- [WHAT IS NEEDED]:
Copy the lines below as they are; omit the images they contain.

- [DATA SEGMENT]:
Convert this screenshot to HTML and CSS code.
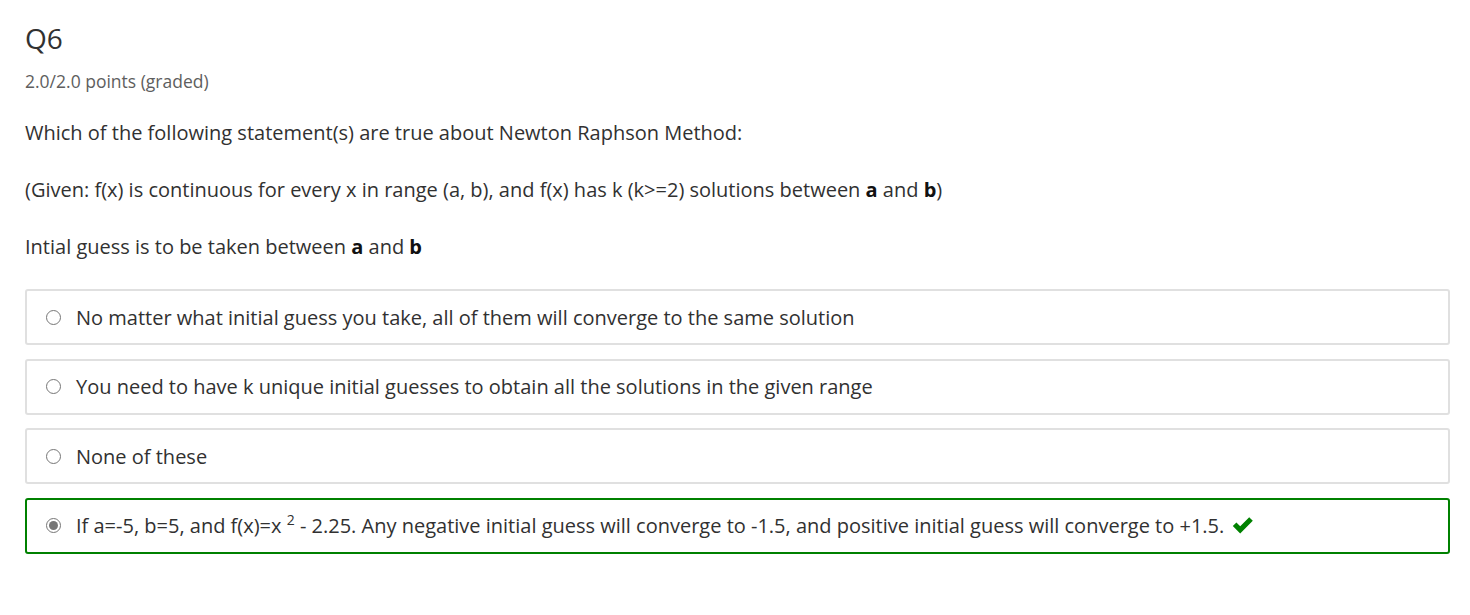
FILE: index.html
```html
<!DOCTYPE html>
<html>
<head>
<meta charset="utf-8">
<link rel="stylesheet" href="styles.css">
</head>
<body>
<div class="problem">
  <h3 class="title">Q6</h3>
  <div class="points">2.0/2.0 points (graded)</div>
  <p class="para">Which of the following statement(s) are true about Newton Raphson Method:</p>
  <p class="para">(Given: f(x) is continuous for every x in range (a, b), and f(x) has k (k&gt;=2) solutions between <b>a</b> and <b>b</b>)</p>
  <p class="para">Intial guess is to be taken between <b>a</b> and <b>b</b></p>
  <div class="options">
    <label class="option"><span class="radio"></span><span class="opt-text">No matter what initial guess you take, all of them will converge to the same solution</span></label>
    <label class="option"><span class="radio"></span><span class="opt-text">You need to have k unique initial guesses to obtain all the solutions in the given range</span></label>
    <label class="option"><span class="radio"></span><span class="opt-text">None of these</span></label>
    <label class="option correct"><span class="radio checked"></span><span class="opt-text">If a=-5, b=5, and f(x)=x <sup>2</sup> - 2.25. Any negative initial guess will converge to -1.5, and positive initial guess will converge to +1.5.</span>
      <svg class="check" width="22" height="17" viewBox="0 0 22 17"><path d="M0.8 9 L4.4 5.4 L8.2 9.2 L17.2 0.2 L20.8 3.8 L8.2 16.4 Z" fill="#008100"/></svg>
    </label>
  </div>
</div>
</body>
</html>
```
FILE: styles.css
```css
* { box-sizing: border-box; }
body {
  margin: 0;
  background: #fff;
  font-family: "Open Sans", "Liberation Sans", sans-serif;
  color: #313131;
}
.problem {
  padding: 20px 20px 0 25px;
}
.title {
  margin: 0;
  font-size: 28px;
  font-weight: 400;
  line-height: 36px;
  color: #313131;
}
.points {
  margin-top: 13px;
  font-size: 17.5px;
  line-height: 24px;
  color: #5e5e5e;
}
.para {
  margin: 26px 0 0 0;
  font-size: 20px;
  line-height: 28px;
}
.para + .para { margin-top: 29px; }
.para b { font-weight: 700; color: #111; }
.options {
  margin-top: 28px;
  display: flex;
  flex-direction: column;
  gap: 13.5px;
  width: 1425px;
}
.option {
  display: flex;
  align-items: center;
  height: 56px;
  border: 2px solid #e0e0e0;
  border-radius: 3px;
  padding-left: 19px;
  font-size: 20px;
  color: #313131;
}
.option.correct { border-color: #008100; }
.radio {
  width: 15px;
  height: 15px;
  border: 1px solid #767676;
  border-radius: 50%;
  margin-right: 15px;
  flex: none;
  display: flex;
  align-items: center;
  justify-content: center;
}
.radio.checked::after {
  content: "";
  width: 9px;
  height: 9px;
  border-radius: 50%;
  background: #767676;
}
.opt-text sup { font-size: 14px; line-height: 0; }
.check { margin-left: 8px; flex: none; }
```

- [FINISHED ANSWER]:
Convert this screenshot to HTML and CSS code.
FILE: index.html
```html
<!DOCTYPE html>
<html>
<head>
<meta charset="utf-8">
<link rel="stylesheet" href="styles.css">
</head>
<body>
<div class="problem">
  <h3 class="title">Q6</h3>
  <div class="points">2.0/2.0 points (graded)</div>
  <p class="para">Which of the following statement(s) are true about Newton Raphson Method:</p>
  <p class="para">(Given: f(x) is continuous for every x in range (a, b), and f(x) has k (k&gt;=2) solutions between <b>a</b> and <b>b</b>)</p>
  <p class="para">Intial guess is to be taken between <b>a</b> and <b>b</b></p>
  <div class="options">
    <label class="option"><span class="radio"></span><span class="opt-text">No matter what initial guess you take, all of them will converge to the same solution</span></label>
    <label class="option"><span class="radio"></span><span class="opt-text">You need to have k unique initial guesses to obtain all the solutions in the given range</span></label>
    <label class="option"><span class="radio"></span><span class="opt-text">None of these</span></label>
    <label class="option correct"><span class="radio checked"></span><span class="opt-text">If a=-5, b=5, and f(x)=x <sup>2</sup> - 2.25. Any negative initial guess will converge to -1.5, and positive initial guess will converge to +1.5.</span>
      <svg class="check" width="22" height="17" viewBox="0 0 22 17"><path d="M0.8 9 L4.4 5.4 L8.2 9.2 L17.2 0.2 L20.8 3.8 L8.2 16.4 Z" fill="#008100"/></svg>
    </label>
  </div>
</div>
</body>
</html>
```
FILE: styles.css
```css
* { box-sizing: border-box; }
body {
  margin: 0;
  background: #fff;
  font-family: "Open Sans", "Liberation Sans", sans-serif;
  color: #313131;
}
.problem {
  padding: 20px 20px 0 25px;
}
.title {
  margin: 0;
  font-size: 28px;
  font-weight: 400;
  line-height: 36px;
  color: #313131;
}
.points {
  margin-top: 13px;
  font-size: 17.5px;
  line-height: 24px;
  color: #5e5e5e;
}
.para {
  margin: 26px 0 0 0;
  font-size: 20px;
  line-height: 28px;
}
.para + .para { margin-top: 29px; }
.para b { font-weight: 700; color: #111; }
.options {
  margin-top: 28px;
  display: flex;
  flex-direction: column;
  gap: 13.5px;
  width: 1425px;
}
.option {
  display: flex;
  align-items: center;
  height: 56px;
  border: 2px solid #e0e0e0;
  border-radius: 3px;
  padding-left: 19px;
  font-size: 20px;
  color: #313131;
}
.option.correct { border-color: #008100; }
.radio {
  width: 15px;
  height: 15px;
  border: 1px solid #767676;
  border-radius: 50%;
  margin-right: 15px;
  flex: none;
  display: flex;
  align-items: center;
  justify-content: center;
}
.radio.checked::after {
  content: "";
  width: 9px;
  height: 9px;
  border-radius: 50%;
  background: #767676;
}
.opt-text sup { font-size: 14px; line-height: 0; }
.check { margin-left: 8px; flex: none; }
```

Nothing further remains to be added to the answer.